:: Your instructions ::
Isolate every line in the data with the string "this" and copy it.

"""

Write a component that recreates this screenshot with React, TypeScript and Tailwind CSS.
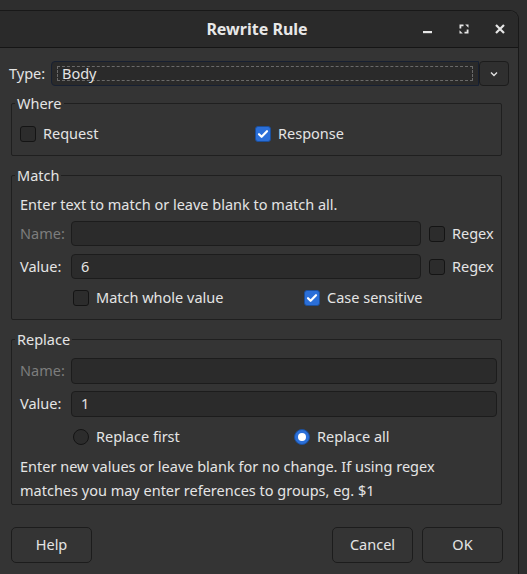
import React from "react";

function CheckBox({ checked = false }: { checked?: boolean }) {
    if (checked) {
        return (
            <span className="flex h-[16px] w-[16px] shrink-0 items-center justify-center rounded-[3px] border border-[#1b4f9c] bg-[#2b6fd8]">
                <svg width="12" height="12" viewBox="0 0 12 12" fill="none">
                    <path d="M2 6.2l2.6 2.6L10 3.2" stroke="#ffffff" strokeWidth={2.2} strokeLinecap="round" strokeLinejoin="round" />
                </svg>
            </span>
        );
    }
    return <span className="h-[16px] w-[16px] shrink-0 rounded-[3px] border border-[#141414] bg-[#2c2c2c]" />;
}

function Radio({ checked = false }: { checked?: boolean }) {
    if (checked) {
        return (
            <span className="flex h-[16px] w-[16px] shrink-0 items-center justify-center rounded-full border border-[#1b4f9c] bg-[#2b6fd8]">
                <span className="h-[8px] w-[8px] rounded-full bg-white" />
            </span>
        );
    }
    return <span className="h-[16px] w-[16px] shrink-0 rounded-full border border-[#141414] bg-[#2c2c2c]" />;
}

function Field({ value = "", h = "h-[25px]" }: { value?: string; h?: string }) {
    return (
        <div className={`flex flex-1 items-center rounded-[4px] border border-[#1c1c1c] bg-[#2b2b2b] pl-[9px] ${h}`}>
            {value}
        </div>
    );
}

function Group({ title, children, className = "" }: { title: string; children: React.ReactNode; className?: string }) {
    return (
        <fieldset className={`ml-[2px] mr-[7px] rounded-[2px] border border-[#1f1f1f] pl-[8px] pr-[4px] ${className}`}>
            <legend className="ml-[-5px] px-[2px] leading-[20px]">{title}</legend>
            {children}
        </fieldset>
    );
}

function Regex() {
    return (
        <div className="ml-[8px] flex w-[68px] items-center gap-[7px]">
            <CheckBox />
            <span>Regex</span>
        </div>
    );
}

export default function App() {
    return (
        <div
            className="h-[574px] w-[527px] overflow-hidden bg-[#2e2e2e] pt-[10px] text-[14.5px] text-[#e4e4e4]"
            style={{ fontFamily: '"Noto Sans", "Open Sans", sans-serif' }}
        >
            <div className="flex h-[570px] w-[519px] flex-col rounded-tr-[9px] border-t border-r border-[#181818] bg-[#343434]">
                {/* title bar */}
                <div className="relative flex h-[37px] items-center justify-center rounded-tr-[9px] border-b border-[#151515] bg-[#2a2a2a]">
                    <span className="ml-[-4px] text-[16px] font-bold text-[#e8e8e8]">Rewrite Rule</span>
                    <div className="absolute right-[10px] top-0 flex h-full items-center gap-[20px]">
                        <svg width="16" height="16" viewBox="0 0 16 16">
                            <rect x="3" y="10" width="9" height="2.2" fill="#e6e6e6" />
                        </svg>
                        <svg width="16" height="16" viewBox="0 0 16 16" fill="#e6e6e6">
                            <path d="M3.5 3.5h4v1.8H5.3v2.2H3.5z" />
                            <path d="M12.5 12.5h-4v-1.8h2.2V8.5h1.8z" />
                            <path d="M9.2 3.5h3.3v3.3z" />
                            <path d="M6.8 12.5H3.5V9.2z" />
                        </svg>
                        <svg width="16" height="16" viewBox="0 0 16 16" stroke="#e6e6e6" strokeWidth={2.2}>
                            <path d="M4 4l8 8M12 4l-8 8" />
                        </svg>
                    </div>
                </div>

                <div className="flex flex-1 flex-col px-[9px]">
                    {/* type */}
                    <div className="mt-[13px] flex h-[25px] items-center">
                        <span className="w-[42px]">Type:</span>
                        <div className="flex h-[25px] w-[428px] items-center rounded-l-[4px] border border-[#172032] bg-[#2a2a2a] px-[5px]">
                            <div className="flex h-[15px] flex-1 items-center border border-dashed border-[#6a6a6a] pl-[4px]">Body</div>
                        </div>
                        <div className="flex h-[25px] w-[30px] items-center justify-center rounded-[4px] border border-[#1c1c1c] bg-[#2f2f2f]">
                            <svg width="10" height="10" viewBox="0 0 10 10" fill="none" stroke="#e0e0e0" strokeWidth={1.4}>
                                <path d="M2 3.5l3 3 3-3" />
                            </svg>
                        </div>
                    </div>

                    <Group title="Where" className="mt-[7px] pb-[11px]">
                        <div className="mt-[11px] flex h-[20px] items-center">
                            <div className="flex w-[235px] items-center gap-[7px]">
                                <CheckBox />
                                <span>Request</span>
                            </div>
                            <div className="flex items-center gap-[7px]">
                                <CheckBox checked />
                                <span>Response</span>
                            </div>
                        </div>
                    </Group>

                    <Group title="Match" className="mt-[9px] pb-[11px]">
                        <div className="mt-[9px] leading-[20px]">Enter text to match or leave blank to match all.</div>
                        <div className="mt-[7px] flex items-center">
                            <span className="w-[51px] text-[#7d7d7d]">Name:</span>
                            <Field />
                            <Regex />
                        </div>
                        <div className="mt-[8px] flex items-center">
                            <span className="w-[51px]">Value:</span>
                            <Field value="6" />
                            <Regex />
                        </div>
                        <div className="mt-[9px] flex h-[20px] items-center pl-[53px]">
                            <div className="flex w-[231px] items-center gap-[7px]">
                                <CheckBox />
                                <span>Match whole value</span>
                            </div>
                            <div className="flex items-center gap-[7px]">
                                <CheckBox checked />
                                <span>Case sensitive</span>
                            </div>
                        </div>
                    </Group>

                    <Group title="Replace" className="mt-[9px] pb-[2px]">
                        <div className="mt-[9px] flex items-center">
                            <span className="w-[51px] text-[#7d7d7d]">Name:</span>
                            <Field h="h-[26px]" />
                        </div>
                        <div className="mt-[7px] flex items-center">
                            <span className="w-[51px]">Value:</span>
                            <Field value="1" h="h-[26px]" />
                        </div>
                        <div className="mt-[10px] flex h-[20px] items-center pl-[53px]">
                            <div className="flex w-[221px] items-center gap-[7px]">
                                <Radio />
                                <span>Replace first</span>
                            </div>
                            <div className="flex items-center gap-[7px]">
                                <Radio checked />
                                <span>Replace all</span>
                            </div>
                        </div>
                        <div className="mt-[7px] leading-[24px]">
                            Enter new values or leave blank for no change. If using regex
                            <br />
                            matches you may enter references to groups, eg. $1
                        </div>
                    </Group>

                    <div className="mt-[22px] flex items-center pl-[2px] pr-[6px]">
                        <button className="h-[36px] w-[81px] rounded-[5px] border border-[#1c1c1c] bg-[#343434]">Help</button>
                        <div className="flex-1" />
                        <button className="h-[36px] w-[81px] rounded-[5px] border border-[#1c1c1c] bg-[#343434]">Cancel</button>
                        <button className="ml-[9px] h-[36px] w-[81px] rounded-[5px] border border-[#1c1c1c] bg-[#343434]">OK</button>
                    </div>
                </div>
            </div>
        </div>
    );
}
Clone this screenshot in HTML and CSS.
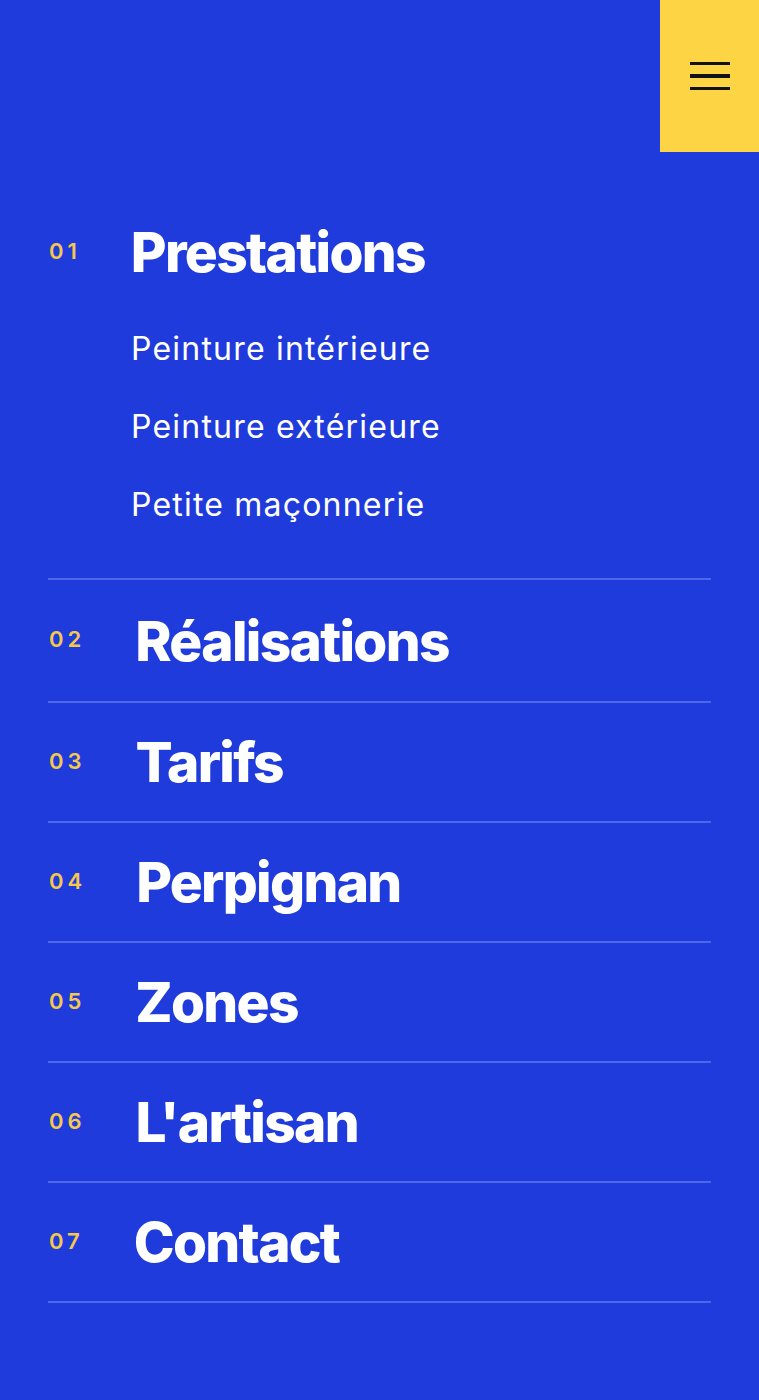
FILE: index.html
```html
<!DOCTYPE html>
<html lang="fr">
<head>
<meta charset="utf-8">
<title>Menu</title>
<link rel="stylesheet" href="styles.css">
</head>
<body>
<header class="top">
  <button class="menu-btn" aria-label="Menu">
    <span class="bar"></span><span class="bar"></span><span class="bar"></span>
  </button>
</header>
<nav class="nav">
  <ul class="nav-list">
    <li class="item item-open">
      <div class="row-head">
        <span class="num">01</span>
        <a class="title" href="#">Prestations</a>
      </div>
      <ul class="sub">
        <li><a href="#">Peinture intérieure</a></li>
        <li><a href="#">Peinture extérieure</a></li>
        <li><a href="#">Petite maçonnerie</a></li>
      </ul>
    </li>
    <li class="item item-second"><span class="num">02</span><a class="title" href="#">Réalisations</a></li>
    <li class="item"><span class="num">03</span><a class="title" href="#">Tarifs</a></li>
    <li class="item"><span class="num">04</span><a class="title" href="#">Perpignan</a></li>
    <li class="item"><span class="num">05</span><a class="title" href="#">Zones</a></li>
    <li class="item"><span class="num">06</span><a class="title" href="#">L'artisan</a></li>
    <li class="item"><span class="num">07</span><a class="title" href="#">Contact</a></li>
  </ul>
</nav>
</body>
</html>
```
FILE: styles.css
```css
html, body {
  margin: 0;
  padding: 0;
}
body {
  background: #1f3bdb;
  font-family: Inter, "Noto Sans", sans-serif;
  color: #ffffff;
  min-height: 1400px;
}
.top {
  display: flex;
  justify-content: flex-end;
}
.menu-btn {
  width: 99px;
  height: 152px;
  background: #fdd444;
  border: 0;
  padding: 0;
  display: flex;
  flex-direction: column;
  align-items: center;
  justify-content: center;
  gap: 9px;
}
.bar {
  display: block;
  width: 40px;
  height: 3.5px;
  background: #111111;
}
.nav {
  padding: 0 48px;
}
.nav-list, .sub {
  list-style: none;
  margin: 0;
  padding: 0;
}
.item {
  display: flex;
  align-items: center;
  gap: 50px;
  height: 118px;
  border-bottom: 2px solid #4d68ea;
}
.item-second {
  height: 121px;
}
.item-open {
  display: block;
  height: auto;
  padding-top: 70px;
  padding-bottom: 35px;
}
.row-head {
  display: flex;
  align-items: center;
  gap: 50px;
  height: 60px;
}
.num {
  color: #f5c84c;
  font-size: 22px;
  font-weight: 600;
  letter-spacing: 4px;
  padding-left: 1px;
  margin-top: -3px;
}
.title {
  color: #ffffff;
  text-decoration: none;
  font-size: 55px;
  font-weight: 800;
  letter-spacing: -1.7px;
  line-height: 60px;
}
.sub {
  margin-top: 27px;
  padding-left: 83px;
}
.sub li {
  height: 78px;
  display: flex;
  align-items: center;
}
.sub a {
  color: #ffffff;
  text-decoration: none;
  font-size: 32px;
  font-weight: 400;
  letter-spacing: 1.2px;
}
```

"""

:: Solved problem ::
Write a component that recreates this screenshot with React, TypeScript and Tailwind CSS.
Clone this screenshot in HTML and CSS.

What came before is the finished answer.